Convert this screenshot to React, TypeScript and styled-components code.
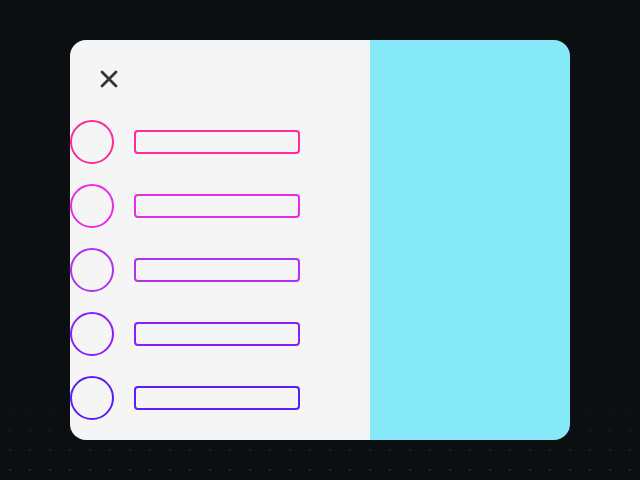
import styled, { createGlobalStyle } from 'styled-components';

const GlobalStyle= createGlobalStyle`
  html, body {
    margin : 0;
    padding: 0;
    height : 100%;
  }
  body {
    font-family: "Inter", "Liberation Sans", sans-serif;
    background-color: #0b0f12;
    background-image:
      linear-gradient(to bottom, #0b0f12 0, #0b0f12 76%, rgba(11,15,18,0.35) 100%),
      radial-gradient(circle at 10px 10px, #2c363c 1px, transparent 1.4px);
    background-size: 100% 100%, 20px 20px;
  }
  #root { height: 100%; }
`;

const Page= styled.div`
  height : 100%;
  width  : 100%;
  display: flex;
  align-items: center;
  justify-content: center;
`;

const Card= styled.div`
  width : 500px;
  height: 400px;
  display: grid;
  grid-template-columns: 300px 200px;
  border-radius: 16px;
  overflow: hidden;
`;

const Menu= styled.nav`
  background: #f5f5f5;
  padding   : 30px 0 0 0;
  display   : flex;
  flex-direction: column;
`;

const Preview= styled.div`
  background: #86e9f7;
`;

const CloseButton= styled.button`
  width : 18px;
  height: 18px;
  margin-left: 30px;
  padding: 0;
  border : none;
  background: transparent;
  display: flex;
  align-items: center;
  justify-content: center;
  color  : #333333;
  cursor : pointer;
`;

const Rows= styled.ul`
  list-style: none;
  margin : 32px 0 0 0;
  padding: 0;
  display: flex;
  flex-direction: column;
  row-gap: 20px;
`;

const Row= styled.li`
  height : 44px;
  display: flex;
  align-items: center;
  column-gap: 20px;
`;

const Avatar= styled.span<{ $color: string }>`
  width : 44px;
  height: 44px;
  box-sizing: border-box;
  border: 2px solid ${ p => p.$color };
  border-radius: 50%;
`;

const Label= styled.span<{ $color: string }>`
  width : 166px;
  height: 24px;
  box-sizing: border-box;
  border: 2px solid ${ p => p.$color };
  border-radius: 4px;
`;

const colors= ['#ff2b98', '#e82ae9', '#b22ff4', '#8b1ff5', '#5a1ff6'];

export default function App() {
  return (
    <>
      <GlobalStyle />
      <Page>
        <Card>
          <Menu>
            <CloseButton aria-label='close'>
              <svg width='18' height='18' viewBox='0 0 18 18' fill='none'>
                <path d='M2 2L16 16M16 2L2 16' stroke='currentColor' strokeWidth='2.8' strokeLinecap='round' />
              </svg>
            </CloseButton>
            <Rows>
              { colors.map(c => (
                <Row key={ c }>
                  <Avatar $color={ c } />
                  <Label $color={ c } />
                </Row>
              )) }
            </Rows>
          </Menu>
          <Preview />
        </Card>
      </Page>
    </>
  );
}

What is required: Reproduce the data verbatim. Do not carry any picture into the copy.

Output of the exercise:
Convert this screenshot to React, TypeScript and styled-components code.
import styled, { createGlobalStyle } from 'styled-components';

const GlobalStyle= createGlobalStyle`
  html, body {
    margin : 0;
    padding: 0;
    height : 100%;
  }
  body {
    font-family: "Inter", "Liberation Sans", sans-serif;
    background-color: #0b0f12;
    background-image:
      linear-gradient(to bottom, #0b0f12 0, #0b0f12 76%, rgba(11,15,18,0.35) 100%),
      radial-gradient(circle at 10px 10px, #2c363c 1px, transparent 1.4px);
    background-size: 100% 100%, 20px 20px;
  }
  #root { height: 100%; }
`;

const Page= styled.div`
  height : 100%;
  width  : 100%;
  display: flex;
  align-items: center;
  justify-content: center;
`;

const Card= styled.div`
  width : 500px;
  height: 400px;
  display: grid;
  grid-template-columns: 300px 200px;
  border-radius: 16px;
  overflow: hidden;
`;

const Menu= styled.nav`
  background: #f5f5f5;
  padding   : 30px 0 0 0;
  display   : flex;
  flex-direction: column;
`;

const Preview= styled.div`
  background: #86e9f7;
`;

const CloseButton= styled.button`
  width : 18px;
  height: 18px;
  margin-left: 30px;
  padding: 0;
  border : none;
  background: transparent;
  display: flex;
  align-items: center;
  justify-content: center;
  color  : #333333;
  cursor : pointer;
`;

const Rows= styled.ul`
  list-style: none;
  margin : 32px 0 0 0;
  padding: 0;
  display: flex;
  flex-direction: column;
  row-gap: 20px;
`;

const Row= styled.li`
  height : 44px;
  display: flex;
  align-items: center;
  column-gap: 20px;
`;

const Avatar= styled.span<{ $color: string }>`
  width : 44px;
  height: 44px;
  box-sizing: border-box;
  border: 2px solid ${ p => p.$color };
  border-radius: 50%;
`;

const Label= styled.span<{ $color: string }>`
  width : 166px;
  height: 24px;
  box-sizing: border-box;
  border: 2px solid ${ p => p.$color };
  border-radius: 4px;
`;

const colors= ['#ff2b98', '#e82ae9', '#b22ff4', '#8b1ff5', '#5a1ff6'];

export default function App() {
  return (
    <>
      <GlobalStyle />
      <Page>
        <Card>
          <Menu>
            <CloseButton aria-label='close'>
              <svg width='18' height='18' viewBox='0 0 18 18' fill='none'>
                <path d='M2 2L16 16M16 2L2 16' stroke='currentColor' strokeWidth='2.8' strokeLinecap='round' />
              </svg>
            </CloseButton>
            <Rows>
              { colors.map(c => (
                <Row key={ c }>
                  <Avatar $color={ c } />
                  <Label $color={ c } />
                </Row>
              )) }
            </Rows>
          </Menu>
          <Preview />
        </Card>
      </Page>
    </>
  );
}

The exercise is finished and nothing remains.